Go through the listing below and list every line with "components".
>> begin
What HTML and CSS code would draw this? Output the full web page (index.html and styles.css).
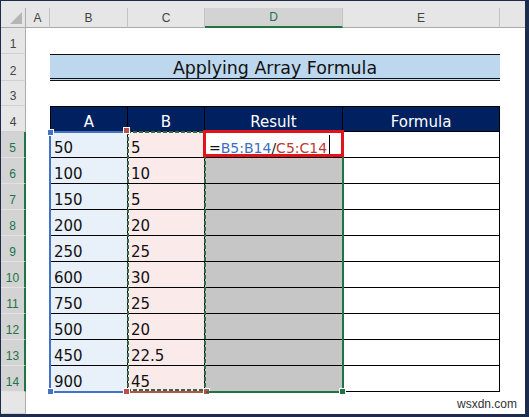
FILE: index.html
```html
<!DOCTYPE html>
<html>
<head>
  <meta charset="UTF-8">
  <title>Applying Array Formula</title>
  <link rel="stylesheet" href="styles.css">
</head>
<body>

<div class="sheet">
  <div class="strip"></div>

  <!-- Column headers -->
  <div class="colhead corner">
    <svg width="12" height="12" viewBox="0 0 12 12"><path d="M12 0 L12 12 L0 12 Z" fill="#b5b5b5"/></svg>
  </div>
  <div class="colhead">A</div>
  <div class="colhead">B</div>
  <div class="colhead">C</div>
  <div class="colhead colhead--active">D</div>
  <div class="colhead">E</div>
  <div class="colhead colhead--last"></div>

  <!-- Row 1 -->
  <div class="rowhead">1</div>
  <div class="blank span-6"></div>

  <!-- Row 2 -->
  <div class="rowhead">2</div>
  <div class="blank"></div>
  <div class="title">Applying Array Formula</div>
  <div class="blank"></div>

  <!-- Row 3 -->
  <div class="rowhead">3</div>
  <div class="blank span-6"></div>

  <!-- Row 4 -->
  <div class="rowhead">4</div>
  <div class="blank"></div>
  <div class="th th--first">A</div>
  <div class="th">B</div>
  <div class="th">Result</div>
  <div class="th">Formula</div>
  <div class="blank"></div>

  <!-- Rows 5-14 -->
  <div class="rowhead rowhead--active">5</div>
  <div class="blank"></div>
  <div class="td td--a">50</div>
  <div class="td td--b">5</div>
  <div class="td td--edit">
    <span class="op">=</span><span class="ref-b">B5:B14</span><span class="op">/</span><span class="ref-c">C5:C14</span><span class="caret"></span>
  </div>
  <div class="td"></div>
  <div class="blank"></div>

  <div class="rowhead rowhead--active">6</div>
  <div class="blank"></div>
  <div class="td td--a">100</div>
  <div class="td td--b">10</div>
  <div class="td td--sel"></div>
  <div class="td"></div>
  <div class="blank"></div>

  <div class="rowhead rowhead--active">7</div>
  <div class="blank"></div>
  <div class="td td--a">150</div>
  <div class="td td--b">5</div>
  <div class="td td--sel"></div>
  <div class="td"></div>
  <div class="blank"></div>

  <div class="rowhead rowhead--active">8</div>
  <div class="blank"></div>
  <div class="td td--a">200</div>
  <div class="td td--b">20</div>
  <div class="td td--sel"></div>
  <div class="td"></div>
  <div class="blank"></div>

  <div class="rowhead rowhead--active">9</div>
  <div class="blank"></div>
  <div class="td td--a">250</div>
  <div class="td td--b">25</div>
  <div class="td td--sel"></div>
  <div class="td"></div>
  <div class="blank"></div>

  <div class="rowhead rowhead--active">10</div>
  <div class="blank"></div>
  <div class="td td--a">600</div>
  <div class="td td--b">30</div>
  <div class="td td--sel"></div>
  <div class="td"></div>
  <div class="blank"></div>

  <div class="rowhead rowhead--active">11</div>
  <div class="blank"></div>
  <div class="td td--a">750</div>
  <div class="td td--b">25</div>
  <div class="td td--sel"></div>
  <div class="td"></div>
  <div class="blank"></div>

  <div class="rowhead rowhead--active">12</div>
  <div class="blank"></div>
  <div class="td td--a">500</div>
  <div class="td td--b">20</div>
  <div class="td td--sel"></div>
  <div class="td"></div>
  <div class="blank"></div>

  <div class="rowhead rowhead--active">13</div>
  <div class="blank"></div>
  <div class="td td--a">450</div>
  <div class="td td--b">22.5</div>
  <div class="td td--sel"></div>
  <div class="td"></div>
  <div class="blank"></div>

  <div class="rowhead rowhead--active">14</div>
  <div class="blank"></div>
  <div class="td td--a">900</div>
  <div class="td td--b">45</div>
  <div class="td td--sel"></div>
  <div class="td"></div>
  <div class="blank"></div>

  <!-- Row 15 -->
  <div class="rowhead"></div>
  <div class="blank span-6 watermark">wsxdn.com</div>

  <!-- Range highlights drawn over the cells -->
  <div class="range range--b">
    <i class="handle handle--tl"></i>
    <i class="handle handle--bl"></i>
  </div>
  <div class="range range--c">
    <i class="handle handle--tl"></i>
    <i class="handle handle--bl"></i>
    <i class="handle handle--br"></i>
  </div>
  <div class="range range--d">
    <i class="handle handle--br"></i>
  </div>
  <div class="edit-box"></div>
</div>

</body>
</html>
```

FILE: styles.css
```css
body {
  margin: 0;
  background: #fff;
}

.sheet {
  position: relative;
  display: grid;
  grid-template-columns: 25px 24px 78px 77px 138px 157px 25px;
  grid-template-rows: 7px 20px 26px 27px 25px 26px repeat(10, 26px) 22px;
  width: 529px;
  height: 417px;
  box-sizing: border-box;
  border: solid #1d2b4c;
  border-width: 1px 4px 3px 1px;
  font-family: "DejaVu Sans", sans-serif;
  color: #111;
}

.strip {
  grid-column: 1 / -1;
  background: #e6e6e6;
}


/* Headers */

.colhead,
.rowhead {
  display: flex;
  justify-content: center;
  box-sizing: border-box;
  background: #e6e6e6;
  font-family: "Liberation Sans", Arial, sans-serif;
  font-size: 12px;
  color: #444;
}

.colhead {
  align-items: center;
  border-right: 1px solid #c3c3c3;
  border-bottom: 1px solid #ababab;
}

.colhead--last { border-right: 0; }

.colhead--active {
  background: #d3d3d3;
  color: #217346;
  border-bottom: 2px solid #217346;
}

.corner {
  align-items: flex-end;
  justify-content: flex-end;
  padding: 0 3px 3px 0;
  border-right-color: #ababab;
}

.rowhead {
  align-items: flex-end;
  padding-bottom: 2px;
  line-height: 14px;
  border-right: 1px solid #ababab;
  border-bottom: 1px solid #d0d0d0;
}

.rowhead--active {
  background: #d3d3d3;
  color: #217346;
  border-right: 2px solid #217346;
  border-bottom-color: #e2e2e2;
}


/* Cells */

.blank { background: #fff; }

.span-6 { grid-column: span 6; }

.title {
  grid-column: span 4;
  display: flex;
  align-items: flex-end;
  justify-content: center;
  box-sizing: border-box;
  background: #bdd7ee;
  border-top: 1px solid #111;
  border-bottom: 3px double #111;
  font-size: 17.4px;
  line-height: 20px;
}

.th,
.td {
  display: flex;
  align-items: flex-end;
  box-sizing: border-box;
  border-right: 1px solid #000;
  border-bottom: 1px solid #000;
  font-size: 15px;
  line-height: 18px;
  white-space: nowrap;
}

.th {
  justify-content: center;
  background: #002060;
  border-top: 1px solid #000;
  color: #fff;
}

.th--first,
.td--a { border-left: 1px solid #000; }

.td { padding-left: 3px; }

.td--a { background: #e8f0fa; }
.td--b { background: #fbeaea; }
.td--sel { background: #c6c6c6; }

.td--edit {
  padding-left: 4px;
  font-size: 14px;
}

.op { color: #111; }
.ref-b { color: #3d6fc1; }
.ref-c { color: #c0392f; }

.caret {
  align-self: center;
  width: 1px;
  height: 20px;
  margin-left: 2px;
  background: #000;
}

.watermark {
  display: flex;
  align-items: flex-end;
  justify-content: flex-end;
  padding: 0 8px 3px 0;
  font-family: "Liberation Sans", Arial, sans-serif;
  font-size: 12px;
  color: #333;
}


/* Range highlights */

.range {
  position: absolute;
  grid-row: 7 / 17;
  top: -1px;
  right: -1px;
  bottom: -1px;
  left: -1px;
  box-sizing: border-box;
}

.range--b {
  grid-column: 3 / 4;
  border: 2px solid #4472c4;
  border-right: 0;
}

.range--c {
  grid-column: 4 / 5;
  border-bottom: 2px solid #b8504b;
  background:
    repeating-linear-gradient(to bottom, #2c6b45 0 4px, transparent 4px 6px) left top / 2px 100% no-repeat,
    repeating-linear-gradient(to bottom, #2c6b45 0 4px, transparent 4px 6px) right top / 2px 100% no-repeat,
    repeating-linear-gradient(to right, #2c6b45 0 4px, transparent 4px 6px) left top / 100% 2px no-repeat,
    repeating-linear-gradient(to right, #2c6b45 0 4px, transparent 4px 6px) left bottom / 100% 2px no-repeat;
}

.range--d {
  grid-column: 5 / 6;
  left: 1px;
  border: 2px solid #217346;
  border-left: 0;
  border-top: 0;
}

.handle {
  position: absolute;
  width: 5px;
  height: 5px;
  background: #b8504b;
  border: 1px solid #fff;
}

.range--b .handle { background: #4472c4; }
.range--d .handle { background: #217346; }

.handle--tl { top: -4px; left: -4px; }
.handle--bl { bottom: -4px; left: -4px; }
.handle--br { bottom: -4px; right: -4px; }

.edit-box {
  position: absolute;
  grid-column: 5 / 6;
  grid-row: 7 / 8;
  top: -2px;
  right: -1px;
  bottom: 1px;
  left: -2px;
  border: 3px solid #e3131b;
}
```
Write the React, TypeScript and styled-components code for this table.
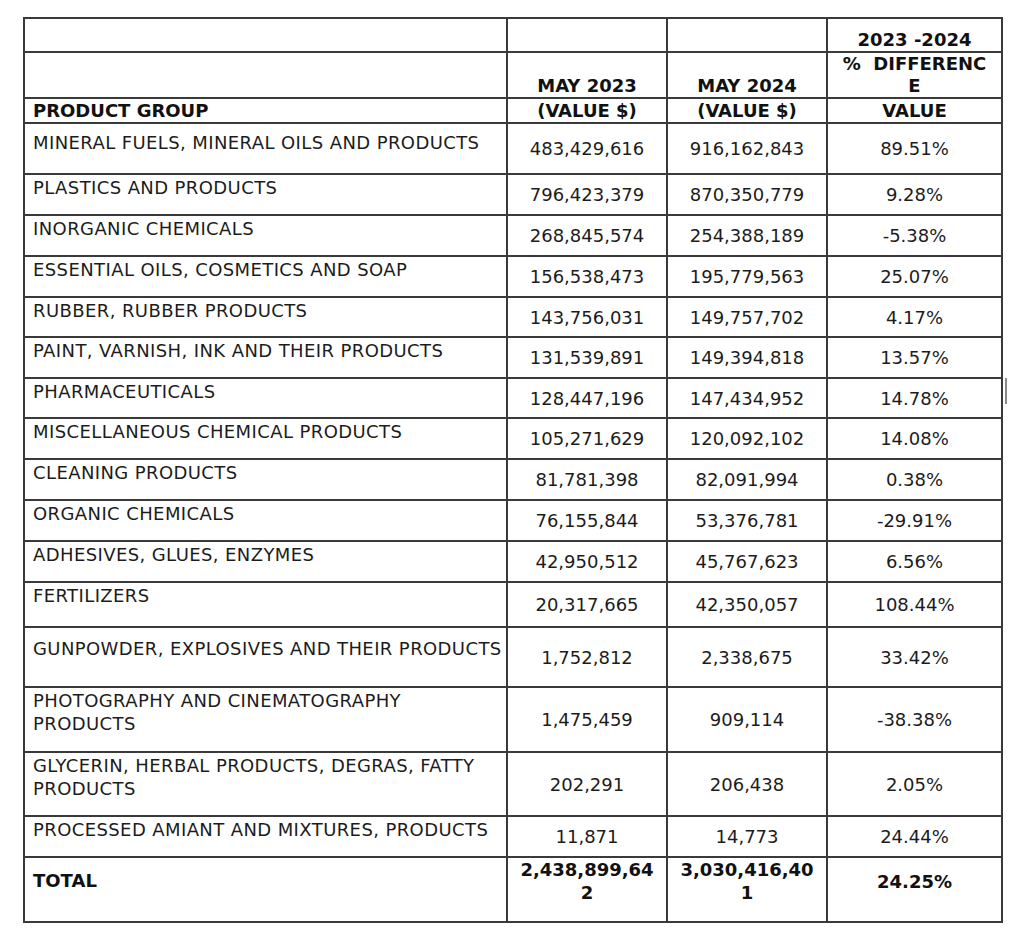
import React from "react";
import styled, { createGlobalStyle } from "styled-components";

const GlobalStyle = createGlobalStyle`
  html, body {
    margin: 0;
    padding: 0;
    background: #ffffff;
  }
  body {
    font-family: "DejaVu Sans", Verdana, sans-serif;
    color: #1c1c1c;
  }
`;

const Page = styled.div`
  position: relative;
  width: 1024px;
  height: 950px;
  padding: 17px 0 0 23px;
  box-sizing: border-box;
`;

const Table = styled.table`
  border-collapse: collapse;
  table-layout: fixed;
  width: 980px;
  font-family: "DejaVu Sans", Verdana, sans-serif;
  font-size: 18px;
  color: #1c1c1c;
`;

const Row = styled.tr<{ $h: number }>`
  height: ${(p) => p.$h}px;
`;

const HeadCell = styled.td<{ $align?: "left" | "center" }>`
  border: 2px solid #3a3a3a;
  padding: 0 ${(p) => (p.$align === "left" ? "6px 0 8px" : "4px")};
  text-align: ${(p) => p.$align ?? "center"};
  vertical-align: bottom;
  font-weight: bold;
  line-height: 22px;
  color: #111;
  white-space: nowrap;
`;

const NameCell = styled.td<{ $pad: number; $bold?: boolean }>`
  border: 2px solid #3a3a3a;
  padding: ${(p) => p.$pad}px 0 0 8px;
  vertical-align: top;
  text-align: left;
  line-height: 23px;
  letter-spacing: ${(p) => (p.$bold ? "0" : "0.4px")};
  font-weight: ${(p) => (p.$bold ? "bold" : "normal")};
  color: ${(p) => (p.$bold ? "#111" : "#1c1c1c")};
  white-space: nowrap;
`;

const ValueCell = styled.td<{ $bold?: boolean; $padBottom?: number }>`
  border: 2px solid #3a3a3a;
  padding: 0 2px ${(p) => p.$padBottom ?? 0}px;
  vertical-align: middle;
  text-align: center;
  line-height: 23px;
  font-weight: ${(p) => (p.$bold ? "bold" : "normal")};
  color: ${(p) => (p.$bold ? "#111" : "#1c1c1c")};
  white-space: nowrap;
`;

const ScanMark = styled.span`
  position: absolute;
  left: 1005px;
  top: 378px;
  width: 2px;
  height: 26px;
  background: #8a8a8a;
`;

type DataRow = {
  name: React.ReactNode;
  a: string;
  b: string;
  pct: string;
  h: number;
  pad: number;
};

const rows: DataRow[] = [
  { name: "MINERAL FUELS, MINERAL OILS AND PRODUCTS", a: "483,429,616", b: "916,162,843", pct: "89.51%", h: 51, pad: 7 },
  { name: "PLASTICS AND PRODUCTS", a: "796,423,379", b: "870,350,779", pct: "9.28%", h: 41, pad: 1 },
  { name: "INORGANIC CHEMICALS", a: "268,845,574", b: "254,388,189", pct: "-5.38%", h: 41, pad: 1 },
  { name: "ESSENTIAL OILS, COSMETICS AND SOAP", a: "156,538,473", b: "195,779,563", pct: "25.07%", h: 41, pad: 1 },
  { name: "RUBBER, RUBBER PRODUCTS", a: "143,756,031", b: "149,757,702", pct: "4.17%", h: 40, pad: 1 },
  { name: "PAINT, VARNISH, INK AND THEIR PRODUCTS", a: "131,539,891", b: "149,394,818", pct: "13.57%", h: 41, pad: 1 },
  { name: "PHARMACEUTICALS", a: "128,447,196", b: "147,434,952", pct: "14.78%", h: 40, pad: 1 },
  { name: "MISCELLANEOUS CHEMICAL PRODUCTS", a: "105,271,629", b: "120,092,102", pct: "14.08%", h: 41, pad: 1 },
  { name: "CLEANING PRODUCTS", a: "81,781,398", b: "82,091,994", pct: "0.38%", h: 41, pad: 1 },
  { name: "ORGANIC CHEMICALS", a: "76,155,844", b: "53,376,781", pct: "-29.91%", h: 41, pad: 1 },
  { name: "ADHESIVES, GLUES, ENZYMES", a: "42,950,512", b: "45,767,623", pct: "6.56%", h: 41, pad: 1 },
  { name: "FERTILIZERS", a: "20,317,665", b: "42,350,057", pct: "108.44%", h: 45, pad: 1 },
  { name: "GUNPOWDER, EXPLOSIVES AND THEIR PRODUCTS", a: "1,752,812", b: "2,338,675", pct: "33.42%", h: 60, pad: 9 },
  {
    name: (
      <>
        PHOTOGRAPHY AND CINEMATOGRAPHY
        <br />
        PRODUCTS
      </>
    ),
    a: "1,475,459",
    b: "909,114",
    pct: "-38.38%",
    h: 65,
    pad: 1,
  },
  {
    name: (
      <>
        GLYCERIN, HERBAL PRODUCTS, DEGRAS, FATTY
        <br />
        PRODUCTS
      </>
    ),
    a: "202,291",
    b: "206,438",
    pct: "2.05%",
    h: 64,
    pad: 1,
  },
  { name: "PROCESSED AMIANT AND MIXTURES, PRODUCTS", a: "11,871", b: "14,773", pct: "24.44%", h: 41, pad: 1 },
];

export default function App() {
  return (
    <>
      <GlobalStyle />
      <Page>
        <Table>
          <colgroup>
            <col style={{ width: 483 }} />
            <col style={{ width: 160 }} />
            <col style={{ width: 160 }} />
            <col style={{ width: 175 }} />
          </colgroup>
          <thead>
            <Row $h={34}>
              <HeadCell $align="left" />
              <HeadCell />
              <HeadCell />
              <HeadCell>2023 -2024</HeadCell>
            </Row>
            <Row $h={46}>
              <HeadCell $align="left" />
              <HeadCell>MAY 2023</HeadCell>
              <HeadCell>MAY 2024</HeadCell>
              <HeadCell>
                %&nbsp; DIFFERENC
                <br />E
              </HeadCell>
            </Row>
            <Row $h={25}>
              <HeadCell $align="left">PRODUCT GROUP</HeadCell>
              <HeadCell>(VALUE $)</HeadCell>
              <HeadCell>(VALUE $)</HeadCell>
              <HeadCell>VALUE</HeadCell>
            </Row>
          </thead>
          <tbody>
            {rows.map((r, i) => (
              <Row key={i} $h={r.h}>
                <NameCell $pad={r.pad}>{r.name}</NameCell>
                <ValueCell>{r.a}</ValueCell>
                <ValueCell>{r.b}</ValueCell>
                <ValueCell>{r.pct}</ValueCell>
              </Row>
            ))}
            <Row $h={64}>
              <NameCell $pad={11} $bold>
                TOTAL
              </NameCell>
              <ValueCell $bold $padBottom={17}>
                2,438,899,64
                <br />2
              </ValueCell>
              <ValueCell $bold $padBottom={17}>
                3,030,416,40
                <br />1
              </ValueCell>
              <ValueCell $bold $padBottom={17}>
                24.25%
              </ValueCell>
            </Row>
          </tbody>
        </Table>
        <ScanMark />
      </Page>
    </>
  );
}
>> end
> _Correct response_:
Write the React, TypeScript and styled-components code for this table.
import styled, { createGlobalStyle } from "styled-components";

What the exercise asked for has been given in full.